Benimle birlikte az sayıdaki birkaç arkadaşımızın daha o günlerde sorumluluk hissiyle ciddi riskler üstlenerek yazdıklarını “bunlar partiyle cemaat arasında fitne çıkarmaya çalışıyorlar” diye şikâyet edenler şimdi medya iktidarının merkezindeler. Şimdi de FETÖ’ye karşı yürütülen mücadele çığırından çıkarılmamalı, hukuktan vaz geçilmemeli, adil olunmalı vb uyarıları yapanları FETÖ ile işbirliği yapmakla suçluyorlar!
Başkanlık tartışmaları daha yeni başladığı günlerde bu sisteminin Türkiye’nin yönetim geleneğine ve siyasi/sosyal şartlarına uygun olmadığını yazan, sonraki süreçte de bu görüşünü hiç değiştirmeyen biri olarak, Cumhurbaşkanlığı Hükümet Sistemi’nin halk oylamasında kabul edilmesinin nasıl sorumlusu oluyorum?
Gezi Parkı olaylarının daha ilk günlerinde bunun toplumsal bir patlama olduğunu, iktidarın dilinin bu patlamaya yol açtığını, tarihî Topçu Kışlası’nın yeniden inşası fikrinin başından beri bir “rant girişimi” olarak algılanmasının önüne geçilemediği için olayların bu noktaya geldiğini, çözümün polisiye değil politik olması gerektiğini “iktidara en yakın” denilen gazetede yazdım.
Benim gibi düşünenlerin ne dediğine kulak asılmayıp meydan aşırı gruplara bırakılarak -ve belki yabancı ellerin müdahalesine açılarak- toplumsal kutuplaşma onarılması mümkün olmayan bir raddeye ulaştırıldıysa, bunun sorumlusu herhalde ben değilim.
Şimdi bakıyorum da AK Parti iktidarları sürecinde eleştirdiğim konular desteklediğim politikalarından daha fazla. Çünkü eli kalem tutan insanların görevi alkışlamak değil, gerektiğinde eleştirmek, uyarmak olmalı diye düşündüm hep. Mesele şu ki bu eleştiriler herhalde AK Parti’ye yakın “mahalle” medyasında çıktığı için olsa gerek eleştiriden sayılmıyor!

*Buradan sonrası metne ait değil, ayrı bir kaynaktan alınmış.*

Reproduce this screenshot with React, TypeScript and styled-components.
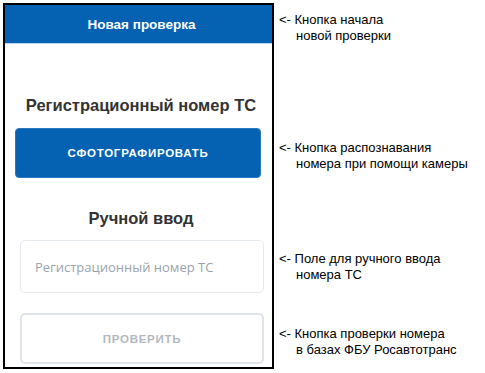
import React from "react";
import styled, { createGlobalStyle } from "styled-components";

const Global = createGlobalStyle`
  html, body { margin: 0; padding: 0; background: #ffffff; }
  body { font-family: "Liberation Sans", Arial, sans-serif; }
  * { box-sizing: border-box; }
`;

const Page = styled.div`
  display: flex;
  align-items: flex-start;
  padding: 3px 0 0 3px;
  width: 485px;
  height: 373px;
`;

const Phone = styled.div`
  width: 271px;
  height: 366px;
  border: 2px solid #000;
  display: flex;
  flex-direction: column;
  background: #fff;
`;

const Header = styled.div`
  height: 39px;
  background: #0562b2;
  border-bottom: 1px solid #b9d6ef;
  color: #fff;
  font-weight: bold;
  font-size: 13.5px;
  display: flex;
  align-items: center;
  justify-content: center;
  padding: 1px 0 0 6px;
`;

const Body = styled.div`
  display: flex;
  flex-direction: column;
`;

const SectionTitle = styled.div<{ $top: number }>`
  margin-top: ${(p) => p.$top}px;
  padding-left: 5px;
  height: 20px;
  line-height: 20px;
  text-align: center;
  font-weight: bold;
  font-size: 16.5px;
  color: #333;
`;

const PrimaryButton = styled.button`
  margin: 13px 11px 0 10px;
  height: 50px;
  border: 1px solid #2a78bd;
  border-radius: 4px;
  background: #0562b2;
  color: #fff;
  font-family: "Liberation Sans", Arial, sans-serif;
  font-weight: bold;
  font-size: 11.5px;
  letter-spacing: 0.75px;
`;

const Input = styled.input`
  margin: 12px 8px 0 15px;
  height: 53px;
  border: 1px solid #e6ebf1;
  border-radius: 5px;
  padding: 0 0 0 14px;
  font-family: "Open Sans", sans-serif;
  font-size: 13px;
  color: #333;
  outline: none;
  &::placeholder { color: #9aa3ad; }
`;

const OutlineButton = styled.button`
  margin: 20px 8px 0 15px;
  height: 51px;
  border: 2px solid #dfe4ea;
  border-radius: 5px;
  background: #fff;
  color: #b3b8be;
  font-family: "Liberation Sans", Arial, sans-serif;
  font-weight: bold;
  font-size: 11.5px;
  letter-spacing: 0.75px;
`;

const Notes = styled.div`
  display: flex;
  flex-direction: column;
  margin-left: 5px;
`;

const Note = styled.div<{ $top: number }>`
  margin-top: ${(p) => p.$top}px;
  font-size: 13px;
  line-height: 15.5px;
  color: #000;
  white-space: nowrap;
`;

const Cont = styled.div`
  padding-left: 17px;
`;

export default function App() {
  return (
    <>
      <Global />
      <Page>
        <Phone>
          <Header>Новая проверка</Header>
          <Body>
            <SectionTitle $top={51}>Регистрационный номер ТС</SectionTitle>
            <PrimaryButton>СФОТОГРАФИРОВАТЬ</PrimaryButton>
            <SectionTitle $top={30}>Ручной ввод</SectionTitle>
            <Input placeholder="Регистрационный номер ТС" />
            <OutlineButton>ПРОВЕРИТЬ</OutlineButton>
          </Body>
        </Phone>
        <Notes>
          <Note $top={9}>
            &lt;- Кнопка начала
            <Cont>новой проверки</Cont>
          </Note>
          <Note $top={97}>
            &lt;- Кнопка распознавания
            <Cont>номера при помощи камеры</Cont>
          </Note>
          <Note $top={80}>
            &lt;- Поле для ручного ввода
            <Cont>номера ТС</Cont>
          </Note>
          <Note $top={44}>
            &lt;- Кнопка проверки номера
            <Cont>в базах ФБУ Росавтотранс</Cont>
          </Note>
        </Notes>
      </Page>
    </>
  );
}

Mahalle demişken… Vaktiyle “mahalle” medyasında iktidara yönelik eleştiriler, uyarılar yapılabiliyordu. Sonra her şey değişirken o da değişti. Oysa alkışçı bulmak kolaydır, çünkü bu işi yapmak için fazla bir donanım gerekmiyor. Ama yanlışlarınızı gösterip sizi uyaracak ve belki yol gösterecek evsafta kişilere her köşe başında rastlayamazsınız.